Although consumers in the U.S. are under considerable pressure from high unemployment and elevated debt levels, they are much stronger financially than is commonly recognized. In fact, as the New York Fed noted today, most Americans have made significant strides in repairing their balance sheets and reducing the
amount of income required to service their outstanding debt. As a result, consumers have a greater capacity to increase spending once their confidence returns, albeit at a relatively tepid pace until the housing market more fully recovers and employment rises.

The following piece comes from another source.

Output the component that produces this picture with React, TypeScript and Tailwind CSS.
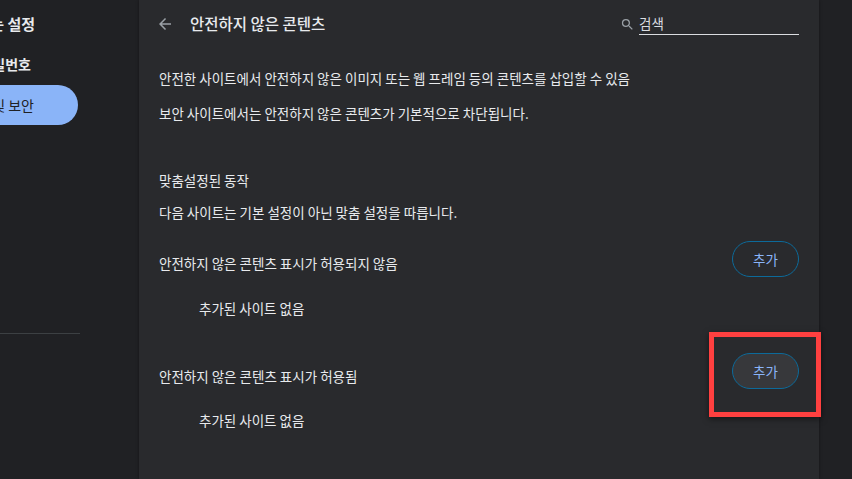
import React from "react";

const font = { fontFamily: '"Noto Sans CJK KR", "Noto Sans", sans-serif' };

function AddButton({ hover }: { hover?: boolean }) {
  return (
    <button
      className={`w-[67px] h-[36px] rounded-full border border-[#0c6a9a] text-[13.5px] text-[#8ab4f8] flex items-center justify-center ${
        hover ? "bg-[#37383b]" : "bg-transparent"
      }`}
    >
      추가
    </button>
  );
}

export default function App() {
  return (
    <div
      className="w-[852px] h-[479px] bg-[#202124] flex overflow-hidden text-[#e8eaed] relative"
      style={font}
    >
      {/* Sidebar */}
      <div className="w-[139px] shrink-0 overflow-hidden flex flex-col">
        <div className="h-[48px] flex items-center">
          <div className="w-[35px] flex justify-end whitespace-nowrap text-[15px] font-bold">
            자주 사용하는 설정
          </div>
        </div>
        <div className="h-[32px] flex items-center">
          <div className="w-[31px] flex justify-end whitespace-nowrap text-[14px] font-bold">
            자동 완성 및 비밀번호
          </div>
        </div>
        <div className="mt-[5px] h-[40px] w-[78px] rounded-r-full bg-[#8ab4f8] flex items-center">
          <div className="w-[34px] flex justify-end whitespace-nowrap text-[14px] text-[#202124]">
            개인 정보 보호 및 보안
          </div>
        </div>
        <div className="mt-[208px] h-px w-[80px] bg-[#3c4043]" />
      </div>

      {/* Card */}
      <div className="w-[680px] shrink-0 bg-[#292a2d] shadow-[0_0_3px_rgba(0,0,0,0.4)] flex flex-col text-[13.5px]">
        <div className="h-[48px] flex items-center pl-[17px] pr-[20px]">
          <svg width="18" height="18" viewBox="0 0 24 24" className="text-[#9aa0a6]">
            <path
              d="M20 11H7.83l5.59-5.59L12 4l-8 8 8 8 1.41-1.41L7.83 13H20v-2z"
              fill="currentColor"
            />
          </svg>
          <div className="ml-[16px] text-[15.5px] font-medium">안전하지 않은 콘텐츠</div>
          <div className="flex-1" />
          <div className="flex items-center">
            <svg width="15" height="15" viewBox="0 0 24 24" className="text-[#9aa0a6] mr-[4px]">
              <path
                d="M15.5 14h-.79l-.28-.27A6.47 6.47 0 0 0 16 9.5 6.5 6.5 0 1 0 9.5 16c1.61 0 3.09-.59 4.23-1.57l.27.28v.79l5 4.99L20.49 19l-4.99-5zm-6 0C7.01 14 5 11.990 5 9.5S7.01 5 9.5 5 14 7.01 14 9.5 11.99 14 9.5 14z"
                fill="currentColor"
              />
            </svg>
            <div className="w-[160px] h-[21px] border-b border-[#dadce0] text-[13.5px] leading-[18px] text-[#dadce0]">
              검색
            </div>
          </div>
        </div>

        <div className="pl-[20px] pr-[20px] flex flex-col">
          <div className="h-[36px] mt-[12px] flex items-center">
            안전한 사이트에서 안전하지 않은 이미지 또는 웹 프레임 등의 콘텐츠를 삽입할 수 있음
          </div>
          <div className="h-[36px] -mt-[1px] flex items-center">
            보안 사이트에서는 안전하지 않은 콘텐츠가 기본적으로 차단됩니다.
          </div>
          <div className="h-[32px] mt-[33px] flex items-center">맞춤설정된 동작</div>
          <div className="h-[32px] flex items-center">
            다음 사이트는 기본 설정이 아닌 맞춤 설정을 따릅니다.
          </div>

          <div className="h-[54px] mt-[4px] flex items-center justify-between">
            <span className="mt-[8px]">안전하지 않은 콘텐츠 표시가 허용되지 않음</span>
            <AddButton />
          </div>
          <div className="h-[40px] mt-[2px] flex items-center pl-[40px]">
            추가된 사이트 없음
          </div>

          <div className="h-[54px] mt-[16px] flex items-center justify-between">
            <span className="mt-[10px]">안전하지 않은 콘텐츠 표시가 허용됨</span>
            <AddButton hover />
          </div>
          <div className="h-[40px] mt-[2px] flex items-center pl-[40px]">추가된 사이트 없음</div>
        </div>
      </div>
      <div className="flex-1" />

      {/* Red highlight box */}
      <div className="absolute left-[709px] top-[332px] w-[112px] h-[85px] border-[5px] border-[#ff4040] shadow-[0_2px_6px_rgba(0,0,0,0.5)]" />
    </div>
  );
}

Here are ten signs of underlying strength of the U.S. consumer:
1. Even with the rise in consumer debt levels and decline in housing prices, household net worth has proven resilient. Thanks to the housing boom, it increased from $47 trillion in 2003 to $66 trillion in 2007 before declining to $49 trillion in 2009 Q1. Since then, it’s rebounded to an estimated $55.3 trillion at the end of the third quarter of 2010. While quite a ride, household net worth today is 18% higher than in 2003, despite consumers adding $3.6 trillion in residential mortgage and consumer credit debt during this period (an increase of 40%). Equally important, net worth increased by $6.3 trillion, or 12%, in the last 18 months.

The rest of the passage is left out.